ESG must find purpose in funding energy transition

Matt Pasky of Trillium Asset Management told the Summit that fund managers have met the growing ESG demands of financial markets, especially around climate change, by ridding their portfolios of “dirty” assets such as traditional energy, mining and metals, and defence.
In a more challenging economic environment, will ESG be exposed as a post-material phenomenon destined to wither?
They have also piled into cleaner and greener technology stocks, which delivered a strong upside during the tech boom of the past decade. Now, the tech wreck on Wall Street and other national bourses, and the exclusion of soaring fossil fuels stocks, means that ESG funds will underperform.
The war in Europe has also put the spotlight on the blurring of the purpose of business behind an ESG screen. Investing in arms to send to Ukraine, or in new gas projects that might have prevented Europe’s energy dependence on Russia from continuing to fund Vladimir Putin’s war machine, now look like investments in global peace.
Conflicting demands
That raises the question whether the institutional investors who pressure corporate management always properly account for the views of the shareholders they claim to represent: an issue for the governance part of ESG.

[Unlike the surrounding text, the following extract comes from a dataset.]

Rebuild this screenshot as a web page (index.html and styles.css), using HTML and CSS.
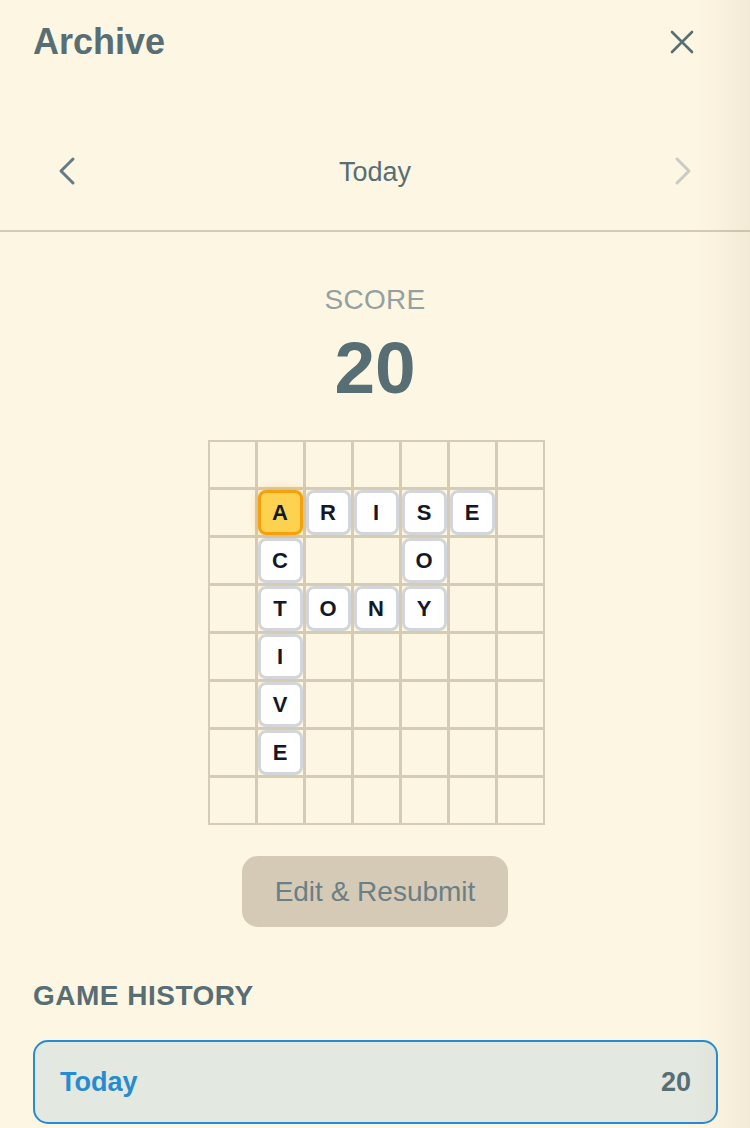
FILE: index.html
```html
<!DOCTYPE html>
<html lang="en">
<head>
<meta charset="utf-8">
<title>Archive</title>
<link rel="stylesheet" href="styles.css">
</head>
<body>
<div class="panel">
  <header class="header">
    <h1 class="title">Archive</h1>
    <button class="close" aria-label="Close">
      <svg width="24" height="24" viewBox="0 0 24 24"><path d="M2 2 L22 22 M22 2 L2 22" fill="none" stroke="currentColor" stroke-width="2.6" stroke-linecap="round"/></svg>
    </button>
  </header>

  <nav class="datenav">
    <button class="chev" aria-label="Previous">
      <svg width="32" height="32" viewBox="0 0 32 32"><path d="M22 4 L10 16 L22 28" fill="none" stroke="currentColor" stroke-width="3" stroke-linecap="round" stroke-linejoin="round"/></svg>
    </button>
    <span class="date">Today</span>
    <button class="chev disabled" aria-label="Next">
      <svg width="32" height="32" viewBox="0 0 32 32"><path d="M10 4 L22 16 L10 28" fill="none" stroke="currentColor" stroke-width="3" stroke-linecap="round" stroke-linejoin="round"/></svg>
    </button>
  </nav>

  <section class="scorebox">
    <div class="score-label">SCORE</div>
    <div class="score-value">20</div>

    <div class="board">
      <div class="cell"></div><div class="cell"></div><div class="cell"></div><div class="cell"></div><div class="cell"></div><div class="cell"></div><div class="cell"></div>
      <div class="cell"></div><div class="cell"><span class="tile start">A</span></div><div class="cell"><span class="tile">R</span></div><div class="cell"><span class="tile">I</span></div><div class="cell"><span class="tile">S</span></div><div class="cell"><span class="tile">E</span></div><div class="cell"></div>
      <div class="cell"></div><div class="cell"><span class="tile">C</span></div><div class="cell"></div><div class="cell"></div><div class="cell"><span class="tile">O</span></div><div class="cell"></div><div class="cell"></div>
      <div class="cell"></div><div class="cell"><span class="tile">T</span></div><div class="cell"><span class="tile">O</span></div><div class="cell"><span class="tile">N</span></div><div class="cell"><span class="tile">Y</span></div><div class="cell"></div><div class="cell"></div>
      <div class="cell"></div><div class="cell"><span class="tile">I</span></div><div class="cell"></div><div class="cell"></div><div class="cell"></div><div class="cell"></div><div class="cell"></div>
      <div class="cell"></div><div class="cell"><span class="tile">V</span></div><div class="cell"></div><div class="cell"></div><div class="cell"></div><div class="cell"></div><div class="cell"></div>
      <div class="cell"></div><div class="cell"><span class="tile">E</span></div><div class="cell"></div><div class="cell"></div><div class="cell"></div><div class="cell"></div><div class="cell"></div>
      <div class="cell"></div><div class="cell"></div><div class="cell"></div><div class="cell"></div><div class="cell"></div><div class="cell"></div><div class="cell"></div>
    </div>

    <button class="resubmit">Edit &amp; Resubmit</button>
  </section>

  <section class="history">
    <h2 class="history-title">GAME HISTORY</h2>
    <div class="history-item active">
      <span class="history-date">Today</span>
      <span class="history-score">20</span>
    </div>
  </section>
</div>
<div class="edge-shade"></div>
</body>
</html>
```

FILE: styles.css
```css
* { box-sizing: border-box; }

html, body {
  margin: 0;
  padding: 0;
  background: #fdf6e3;
}

body {
  font-family: "Liberation Sans", Arial, sans-serif;
  color: #586e75;
  height: 1128px;
  overflow: hidden;
}

button {
  font-family: inherit;
  background: none;
  border: 0;
  padding: 0;
  margin: 0;
  cursor: pointer;
}

.header {
  display: flex;
  align-items: flex-start;
  justify-content: space-between;
  padding: 21px 56px 0 33px;
  height: 60px;
}

.title {
  margin: 0;
  font-size: 36px;
  line-height: 42px;
  font-weight: 700;
  color: #586e75;
}

.close {
  display: flex;
  color: #586e75;
  margin-top: 9px;
}

.datenav {
  display: flex;
  align-items: center;
  justify-content: space-between;
  height: 172px;
  padding: 81px 51px 29px 51px;
  border-bottom: 2px solid #d5cab6;
}

.chev {
  display: flex;
  color: #657b83;
  width: 32px;
  height: 32px;
}

.chev.disabled {
  color: #c9cbc4;
}

.date {
  font-size: 27px;
  line-height: 32px;
  color: #586e75;
  padding-top: 2px;
}

.scorebox {
  display: flex;
  flex-direction: column;
  align-items: center;
  padding-top: 52px;
}

.score-label {
  font-size: 28px;
  line-height: 32px;
  color: #93a1a1;
  letter-spacing: 0.3px;
}

.score-value {
  margin-top: 16px;
  font-size: 73px;
  line-height: 72px;
  font-weight: 700;
  color: #586e75;
}

.board {
  margin-top: 36px;
  display: grid;
  grid-template-columns: repeat(7, 45px);
  grid-template-rows: repeat(8, 45px);
  gap: 3px;
  padding: 2px;
  background: #d6cbb5;
  transform: translateX(1px);
}

.cell {
  background: #fdf6e3;
  display: flex;
}

.tile {
  flex: 1;
  display: flex;
  align-items: center;
  justify-content: center;
  background: #ffffff;
  border: 3px solid #d2d5da;
  border-radius: 8px;
  font-size: 22px;
  font-weight: 700;
  color: #141826;
  padding-top: 1px;
}

.tile.start {
  background: #fdd250;
  border-color: #f5a00d;
  box-shadow: 0 0 8px rgba(245, 160, 13, 0.45);
}

.resubmit {
  margin-top: 31px;
  height: 71px;
  padding: 0 33px;
  border-radius: 16px;
  background: #d5cab6;
  color: #6b7f86;
  font-size: 28px;
  line-height: 32px;
}

.history {
  padding: 53px 32px 0 33px;
}

.history-title {
  margin: 0;
  font-size: 28px;
  line-height: 32px;
  font-weight: 700;
  letter-spacing: 0.5px;
  color: #586e75;
}

.history-item {
  margin-top: 28px;
  display: flex;
  align-items: center;
  justify-content: space-between;
  height: 84px;
  padding: 0 25px 0 25px;
  border: 2px solid #268bd2;
  border-radius: 15px;
  background: #e3e8e0;
}

.history-date {
  font-size: 27px;
  font-weight: 700;
  color: #268bd2;
}

.history-score {
  font-size: 27px;
  font-weight: 700;
  color: #586e75;
}

.edge-shade {
  position: fixed;
  top: 0;
  right: 0;
  bottom: 0;
  width: 58px;
  pointer-events: none;
  background: linear-gradient(to right, rgba(120, 100, 60, 0) 0%, rgba(120, 100, 60, 0.025) 40%, rgba(120, 100, 60, 0.075) 100%);
}
```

Boards and managers of big corporations can be the target of all sorts of – sometimes conflicting – ESG demands based on vague or shifting benchmarks. Business Council of Australia president Tim Reed noted that bans on investing in prisons form part of the ESG mandate imposed on private equity by superannuation funds. But who says that privatised prisons that more efficiently deliver an essential service are bad for society?
In a more challenging economic environment, will ESG be exposed as a post-material phenomenon destined to wither?
More likely it will evolve from what corporate responsibility expert John Elkington suggested was “peak ESG”.
Resilience and regeneration
The underlying momentum will likely continue in line with the central proposition that companies that both respond to consumer demand and generally improve the societies in which they operate tend to perform better financially.
That will be reinforced by a regulatory crackdown on “greenwashing” and the push to link executive remuneration to ESG results.
Mr Elkington, who coined the term “the triple bottom line” for business, argued that a new phase of resilience and regeneration is set to begin. He says that innovative incumbents will spin off carbon-intensive legacy businesses, such as Ford Motor Company’s move to separate its old combustion engine business from its forward-facing electric vehicle business.
Avoiding a capital strike by investors applying a ESG screen was the thinking behind the failed AGL demerger, which aimed to separate its coal-fired and renewable generation into separate entities.
Having blown up the demerger, activist investor and Attlassian co-founder Mike Cannon-Brookes told the Summit that he plans to align AGL’s environmental, social and governance arrangements to achieve the world’s biggest decarbonisation project and make the company both profitable and sustainable.
Instead of divestment to avoid exposure to fossil fuels, the ESG strategy is to invest in supporting the energy transition.
Australia has grown rich exporting carbon-intensive iron ore, coal, and gas. It now must decarbonise a fossil fuel-based economy in a world headed to net zero, and this will require capital markets to fund the transition plans of energy companies seeking to seize the opportunities of the low-carbon future.
In this way, ESG “purpose” should meaningfully be married with assisting profitable companies make the transition and create Australia’s next era of clean energy-based prosperity.